Romains 1, 4 : « Déclaré Fils de Dieu avec puissance, selon l’Esprit de sainteté, par sa résurrection d’entre les morts, Jésus-Christ notre Seigneur ».
Colossiens 1, 15-16 : « Il est l’image du Dieu invisible, le premier-né de toute la création. Car en lui ont été créées toutes les choses qui sont dans les cieux et sur la terre ».

Relire la résurrection comme filiation divine et la percevoir comme la réalité de Noël suppose la comprendre comme accession à l’éternité, qui — par définition, peut-on dire — précède le temps. La filiation divine de Jésus proclamée par sa résurrection est donc une filiation éternelle — avant tous les siècles — et manifestée dans le temps à sa naissance.

Le Ressuscité ne peut être retenu par la mort, signe de ce qu’il est de l’éternité, et c’est lui qui vient dans le temps, dans la chair — Incarnation —, à Noël.

Où la foi du dimanche de Pâques rejoint la tradition philosophique pharisienne, proche de la tradition perse induisant de la nature humaine l’immortalité comme résurrection, l’âme étant alors comme la structure de la nature corporelle de l’homme — corps naturel et corps « spirituel ». Une approche distincte à la fois de l’idée de l’immortalité désincarnée de l’âme et de sa mortalité.

L’homme est un être de corps, de sens, et sa nature entière est assumée éternellement. Enseignement scellé pour la foi des disciples au dimanche de Pâques dans la résurrection du Christ, « proclamé Fils de Dieu par sa résurrection d’entre les morts ».


Fils unique du Père

La foi à l’unicité de la filiation du Christ rattachée à sa résurrection comme premier-né d’entre les morts, premier-né de toute la création (Col 1, 15) — renvoie aussi à la perception d’une spécificité de la relation de Jésus et du Père.

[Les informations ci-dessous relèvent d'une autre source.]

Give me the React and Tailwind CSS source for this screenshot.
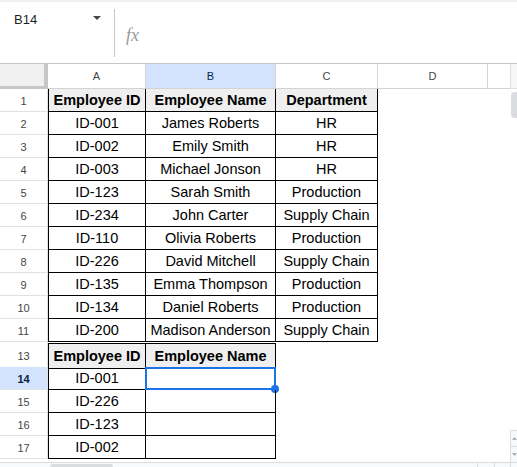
import React from "react";

const data = [
  ["ID-001", "James Roberts", "HR"],
  ["ID-002", "Emily Smith", "HR"],
  ["ID-003", "Michael Jonson", "HR"],
  ["ID-123", "Sarah Smith", "Production"],
  ["ID-234", "John Carter", "Supply Chain"],
  ["ID-110", "Olivia Roberts", "Production"],
  ["ID-226", "David Mitchell", "Supply Chain"],
  ["ID-135", "Emma Thompson", "Production"],
  ["ID-134", "Daniel Roberts", "Production"],
  ["ID-200", "Madison Anderson", "Supply Chain"],
];

const lookup = ["ID-001", "ID-226", "ID-123", "ID-002"];

const rowGrid = "grid grid-cols-[48px_98px_130px_102px_110px_22px]";

function RowHead({ n, active }) {
  return active ? (
    <div className="flex items-center justify-center pt-[2px] border-r border-b border-[#e1e1e1] bg-[#d3e3fd] text-[11px] font-bold text-[#0b1e45]">
      {n}
    </div>
  ) : (
    <div className="flex items-center justify-center pt-[2px] border-r border-b border-[#e1e1e1] text-[11px] text-[#444746]">
      {n}
    </div>
  );
}

function HeaderCell({ children, first }) {
  return (
    <div
      className={
        first
          ? "flex items-center justify-center pt-[2px] border-l border-r border-b border-black bg-[#efefef] text-[14.5px] font-bold text-black whitespace-nowrap overflow-hidden"
          : "flex items-center justify-center pt-[2px] border-r border-b border-black bg-[#efefef] text-[14.5px] font-bold text-black whitespace-nowrap overflow-hidden"
      }
    >
      {children}
    </div>
  );
}

function Cell({ children, first }) {
  return (
    <div
      className={
        first
          ? "flex items-center justify-center pt-[2px] border-l border-r border-b border-black text-[14.5px] text-black whitespace-nowrap overflow-hidden"
          : "flex items-center justify-center pt-[2px] border-r border-b border-black text-[14.5px] text-black whitespace-nowrap overflow-hidden"
      }
    >
      {children}
    </div>
  );
}

function Empty() {
  return <div />;
}

export default function App() {
  return (
    <div className="w-[517px] h-[467px] overflow-hidden bg-white flex flex-col font-['Liberation_Sans',Arial,sans-serif]">
      <div className="h-[2px] bg-[#eef0f3]" />
      {/* formula bar */}
      <div className="h-[61px] flex">
        <div className="w-[114px] flex items-start justify-between pt-[11px] pl-[14px] pr-[13px]">
          <span className="text-[13px] leading-[13px] text-[#1f1f1f]">B14</span>
          <svg width="8" height="4" viewBox="0 0 8 4" className="mt-[3px]">
            <path d="M0 0 L8 0 L4 4 Z" fill="#444746" />
          </svg>
        </div>
        <div className="w-px bg-[#c7c7c7] mt-[7px] mb-[6px]" />
        <div className="pl-[11px] pt-[20px]">
          <span className="font-['Liberation_Serif',serif] italic text-[18px] text-[#9a9a9a]">fx</span>
        </div>
      </div>

      {/* grid area */}
      <div className="flex flex-1 border-t border-[#c7c7c7]">
        <div className="w-[510px] flex flex-col">
          {/* column headers */}
          <div className={rowGrid + " h-[25px]"}>
            <div className="border-r-4 border-b-[3px] border-[#c4c7c5] bg-[#f0f0f0]" />
            <div className="flex items-center justify-center border-r border-b border-[#d3d3d3] text-[11px] text-[#444746]">A</div>
            <div className="flex items-center justify-center border-r border-b border-[#d3d3d3] bg-[#d3e3fd] text-[11px] text-[#0b1e45]">B</div>
            <div className="flex items-center justify-center border-r border-b border-[#d3d3d3] text-[11px] text-[#444746]">C</div>
            <div className="flex items-center justify-center border-r border-b border-[#d3d3d3] text-[11px] text-[#444746]">D</div>
            <div className="border-b border-[#d3d3d3]" />
          </div>

          {/* row 1 */}
          <div className={rowGrid + " h-[23px]"}>
            <RowHead n={1} />
            <HeaderCell first>Employee ID</HeaderCell>
            <HeaderCell>Employee Name</HeaderCell>
            <HeaderCell>Department</HeaderCell>
            <Empty />
            <Empty />
          </div>

          {data.map((r, i) => (
            <div key={i} className={rowGrid + " h-[23px]"}>
              <RowHead n={i + 2} />
              <Cell first>{r[0]}</Cell>
              <Cell>{r[1]}</Cell>
              <Cell>{r[2]}</Cell>
              <Empty />
              <Empty />
            </div>
          ))}

          {/* hidden row 12 */}
          <div className={rowGrid + " h-px"}>
            <div className="border-r border-[#e1e1e1]" />
          </div>

          {/* row 13 */}
          <div className={rowGrid + " h-[24px]"}>
            <div className="flex items-center justify-center pt-[2px] border-r border-b border-[#e1e1e1] text-[11px] text-[#444746]">13</div>
            <div className="flex items-center justify-center pt-[2px] border-t border-l border-r border-b border-black bg-[#efefef] text-[14.5px] font-bold text-black whitespace-nowrap">
              Employee ID
            </div>
            <div className="flex items-center justify-center pt-[2px] border-t border-r border-b border-black bg-[#efefef] text-[14.5px] font-bold text-black whitespace-nowrap">
              Employee Name
            </div>
            <Empty />
            <Empty />
            <Empty />
          </div>

          {lookup.map((id, i) => (
            <div key={id} className={rowGrid + " h-[23px]"}>
              <RowHead n={i + 14} active={i === 0} />
              <Cell first>{id}</Cell>
              <div className="relative border-r border-b border-black">
                {i === 0 && (
                  <div className="absolute -left-px top-0 -right-px -bottom-px border-2 border-[#1a73e8]">
                    <div className="absolute -right-[5px] -bottom-[5px] w-[8px] h-[8px] rounded-full bg-[#1a73e8]" />
                  </div>
                )}
              </div>
              <Empty />
              <Empty />
              <Empty />
            </div>
          ))}
        </div>

        {/* vertical scrollbar */}
        <div className="w-[7px] flex flex-col">
          <div className="h-[25px] border-l border-b border-[#e1e1e1] bg-[#f6f6f6]" />
          <div className="mt-[3px] ml-px h-[26px] rounded-l-[4px] bg-[#dadce0]" />
          <div className="flex-1" />
          <div className="h-[16px] border-l border-t border-[#dadce0] bg-[#f8f9fa] flex items-center pl-[1px]">
            <svg width="6" height="3" viewBox="0 0 6 3">
              <path d="M0 3 L3 0 L6 3 Z" fill="#9aa0a6" />
            </svg>
          </div>
          <div className="h-[16px] border-l border-t border-[#dadce0] bg-[#f8f9fa] flex items-center pl-[1px]">
            <svg width="6" height="3" viewBox="0 0 6 3">
              <path d="M0 0 L6 0 L3 3 Z" fill="#9aa0a6" />
            </svg>
          </div>
        </div>
      </div>

      {/* horizontal scrollbar */}
      <div className="h-[5px] flex border-t border-[#dadce0] bg-[#f8f9fa]">
        <div className="ml-[50px] mt-px w-[63px] rounded-t-[3px] bg-[#dadce0]" />
        <div className="ml-auto w-[17px] border-l border-[#dadce0]" />
        <div className="w-[16px] border-l border-[#dadce0]" />
        <div className="w-[7px] border-l border-[#dadce0]" />
      </div>
    </div>
  );
}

Une conscience particulière de Jésus quant à sa relation avec le Père est perceptible selon le Nouveau Testament. La façon dont Jésus s’adresse au Père dans les Évangiles et dont on a l’écho dans l’Église du Nouveau Testament est remarquable : « Abba », « Mon Père », précisément « Papa », qui se retrouve dans le Notre Père part d’un vécu particulier de la spiritualité juive qui est celle de Jésus.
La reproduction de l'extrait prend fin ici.